▸ EXERCISE:
Copy out the data below as written; omit any images.

▸ DATA SEGMENT:

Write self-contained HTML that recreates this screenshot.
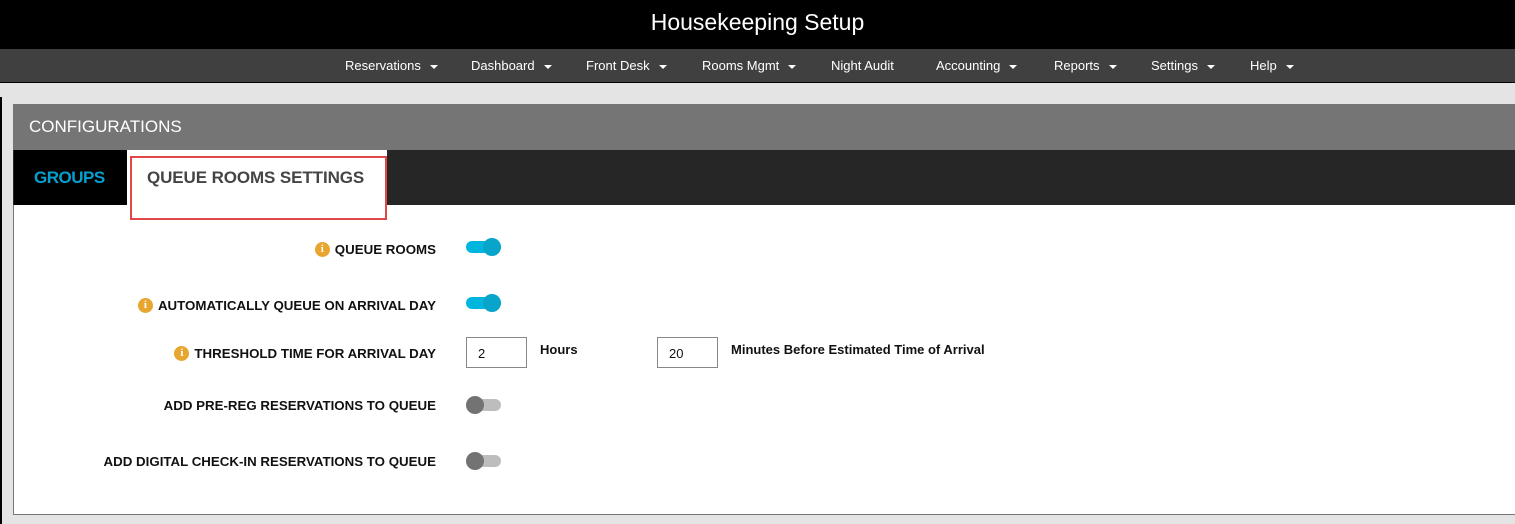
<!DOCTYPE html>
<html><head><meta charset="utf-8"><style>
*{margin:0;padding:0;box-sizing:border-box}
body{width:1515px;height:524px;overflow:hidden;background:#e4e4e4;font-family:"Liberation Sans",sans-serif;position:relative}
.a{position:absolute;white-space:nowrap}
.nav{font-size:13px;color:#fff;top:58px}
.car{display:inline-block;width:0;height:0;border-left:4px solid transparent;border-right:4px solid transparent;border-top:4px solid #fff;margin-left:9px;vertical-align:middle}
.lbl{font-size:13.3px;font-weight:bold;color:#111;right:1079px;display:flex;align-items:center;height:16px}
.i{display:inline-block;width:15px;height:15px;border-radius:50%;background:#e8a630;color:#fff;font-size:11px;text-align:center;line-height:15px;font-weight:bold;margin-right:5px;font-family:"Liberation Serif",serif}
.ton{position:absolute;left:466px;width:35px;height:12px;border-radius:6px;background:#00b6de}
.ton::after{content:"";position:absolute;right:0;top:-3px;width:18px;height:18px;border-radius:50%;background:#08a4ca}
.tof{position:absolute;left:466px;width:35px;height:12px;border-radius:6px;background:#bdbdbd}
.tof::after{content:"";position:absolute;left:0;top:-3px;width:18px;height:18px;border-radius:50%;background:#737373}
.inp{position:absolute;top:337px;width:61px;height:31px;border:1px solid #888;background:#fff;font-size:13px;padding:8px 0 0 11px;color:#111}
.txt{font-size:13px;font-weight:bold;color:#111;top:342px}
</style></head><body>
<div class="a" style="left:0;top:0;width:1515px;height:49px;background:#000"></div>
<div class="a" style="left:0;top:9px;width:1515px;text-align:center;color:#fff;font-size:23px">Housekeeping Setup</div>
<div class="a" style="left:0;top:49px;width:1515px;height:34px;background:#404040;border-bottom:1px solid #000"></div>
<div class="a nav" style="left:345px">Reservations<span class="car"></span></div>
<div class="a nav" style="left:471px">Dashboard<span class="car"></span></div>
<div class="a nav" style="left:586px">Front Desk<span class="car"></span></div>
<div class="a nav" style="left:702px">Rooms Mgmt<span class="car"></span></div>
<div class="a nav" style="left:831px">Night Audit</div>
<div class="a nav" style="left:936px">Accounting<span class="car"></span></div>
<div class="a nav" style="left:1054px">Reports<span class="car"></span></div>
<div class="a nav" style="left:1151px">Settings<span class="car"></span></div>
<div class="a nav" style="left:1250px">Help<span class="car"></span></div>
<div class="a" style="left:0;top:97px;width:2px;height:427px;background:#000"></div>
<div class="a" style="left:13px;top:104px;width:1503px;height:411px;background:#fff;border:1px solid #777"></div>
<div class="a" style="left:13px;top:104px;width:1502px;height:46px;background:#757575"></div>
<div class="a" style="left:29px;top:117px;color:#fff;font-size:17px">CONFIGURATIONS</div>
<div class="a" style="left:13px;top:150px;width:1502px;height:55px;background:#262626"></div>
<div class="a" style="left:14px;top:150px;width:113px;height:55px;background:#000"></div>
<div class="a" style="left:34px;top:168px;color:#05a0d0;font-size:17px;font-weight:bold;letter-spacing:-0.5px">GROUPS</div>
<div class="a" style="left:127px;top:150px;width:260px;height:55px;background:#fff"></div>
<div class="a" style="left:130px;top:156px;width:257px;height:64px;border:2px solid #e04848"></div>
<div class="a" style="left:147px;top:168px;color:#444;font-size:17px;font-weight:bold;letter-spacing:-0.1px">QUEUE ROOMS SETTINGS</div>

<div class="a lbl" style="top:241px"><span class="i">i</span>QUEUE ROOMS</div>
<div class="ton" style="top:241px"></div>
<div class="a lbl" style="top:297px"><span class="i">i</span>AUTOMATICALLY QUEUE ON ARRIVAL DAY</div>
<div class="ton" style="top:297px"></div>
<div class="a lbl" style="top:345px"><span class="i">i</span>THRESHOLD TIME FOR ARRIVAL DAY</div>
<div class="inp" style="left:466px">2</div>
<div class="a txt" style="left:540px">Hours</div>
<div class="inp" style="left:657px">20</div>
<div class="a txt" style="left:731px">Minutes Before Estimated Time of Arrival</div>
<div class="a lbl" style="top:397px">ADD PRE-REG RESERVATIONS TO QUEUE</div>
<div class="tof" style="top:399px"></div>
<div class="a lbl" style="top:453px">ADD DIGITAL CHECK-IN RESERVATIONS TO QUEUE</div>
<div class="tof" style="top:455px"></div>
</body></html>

▸ RESPONSE BELOW:
Write self-contained HTML that recreates this screenshot.
<!DOCTYPE html>
<html><head><meta charset="utf-8"><style>
*{margin:0;padding:0;box-sizing:border-box}
body{width:1515px;height:524px;overflow:hidden;background:#e4e4e4;font-family:"Liberation Sans",sans-serif;position:relative}
.a{position:absolute;white-space:nowrap}
.nav{font-size:13px;color:#fff;top:58px}
.car{display:inline-block;width:0;height:0;border-left:4px solid transparent;border-right:4px solid transparent;border-top:4px solid #fff;margin-left:9px;vertical-align:middle}
.lbl{font-size:13.3px;font-weight:bold;color:#111;right:1079px;display:flex;align-items:center;height:16px}
.i{display:inline-block;width:15px;height:15px;border-radius:50%;background:#e8a630;color:#fff;font-size:11px;text-align:center;line-height:15px;font-weight:bold;margin-right:5px;font-family:"Liberation Serif",serif}
.ton{position:absolute;left:466px;width:35px;height:12px;border-radius:6px;background:#00b6de}
.ton::after{content:"";position:absolute;right:0;top:-3px;width:18px;height:18px;border-radius:50%;background:#08a4ca}
.tof{position:absolute;left:466px;width:35px;height:12px;border-radius:6px;background:#bdbdbd}
.tof::after{content:"";position:absolute;left:0;top:-3px;width:18px;height:18px;border-radius:50%;background:#737373}
.inp{position:absolute;top:337px;width:61px;height:31px;border:1px solid #888;background:#fff;font-size:13px;padding:8px 0 0 11px;color:#111}
.txt{font-size:13px;font-weight:bold;color:#111;top:342px}
</style></head><body>
<div class="a" style="left:0;top:0;width:1515px;height:49px;background:#000"></div>
<div class="a" style="left:0;top:9px;width:1515px;text-align:center;color:#fff;font-size:23px">Housekeeping Setup</div>
<div class="a" style="left:0;top:49px;width:1515px;height:34px;background:#404040;border-bottom:1px solid #000"></div>
<div class="a nav" style="left:345px">Reservations<span class="car"></span></div>
<div class="a nav" style="left:471px">Dashboard<span class="car"></span></div>
<div class="a nav" style="left:586px">Front Desk<span class="car"></span></div>
<div class="a nav" style="left:702px">Rooms Mgmt<span class="car"></span></div>
<div class="a nav" style="left:831px">Night Audit</div>
<div class="a nav" style="left:936px">Accounting<span class="car"></span></div>
<div class="a nav" style="left:1054px">Reports<span class="car"></span></div>
<div class="a nav" style="left:1151px">Settings<span class="car"></span></div>
<div class="a nav" style="left:1250px">Help<span class="car"></span></div>
<div class="a" style="left:0;top:97px;width:2px;height:427px;background:#000"></div>
<div class="a" style="left:13px;top:104px;width:1503px;height:411px;background:#fff;border:1px solid #777"></div>
<div class="a" style="left:13px;top:104px;width:1502px;height:46px;background:#757575"></div>
<div class="a" style="left:29px;top:117px;color:#fff;font-size:17px">CONFIGURATIONS</div>
<div class="a" style="left:13px;top:150px;width:1502px;height:55px;background:#262626"></div>
<div class="a" style="left:14px;top:150px;width:113px;height:55px;background:#000"></div>
<div class="a" style="left:34px;top:168px;color:#05a0d0;font-size:17px;font-weight:bold;letter-spacing:-0.5px">GROUPS</div>
<div class="a" style="left:127px;top:150px;width:260px;height:55px;background:#fff"></div>
<div class="a" style="left:130px;top:156px;width:257px;height:64px;border:2px solid #e04848"></div>
<div class="a" style="left:147px;top:168px;color:#444;font-size:17px;font-weight:bold;letter-spacing:-0.1px">QUEUE ROOMS SETTINGS</div>

<div class="a lbl" style="top:241px"><span class="i">i</span>QUEUE ROOMS</div>
<div class="ton" style="top:241px"></div>
<div class="a lbl" style="top:297px"><span class="i">i</span>AUTOMATICALLY QUEUE ON ARRIVAL DAY</div>
<div class="ton" style="top:297px"></div>
<div class="a lbl" style="top:345px"><span class="i">i</span>THRESHOLD TIME FOR ARRIVAL DAY</div>
<div class="inp" style="left:466px">2</div>
<div class="a txt" style="left:540px">Hours</div>
<div class="inp" style="left:657px">20</div>
<div class="a txt" style="left:731px">Minutes Before Estimated Time of Arrival</div>
<div class="a lbl" style="top:397px">ADD PRE-REG RESERVATIONS TO QUEUE</div>
<div class="tof" style="top:399px"></div>
<div class="a lbl" style="top:453px">ADD DIGITAL CHECK-IN RESERVATIONS TO QUEUE</div>
<div class="tof" style="top:455px"></div>
</body></html>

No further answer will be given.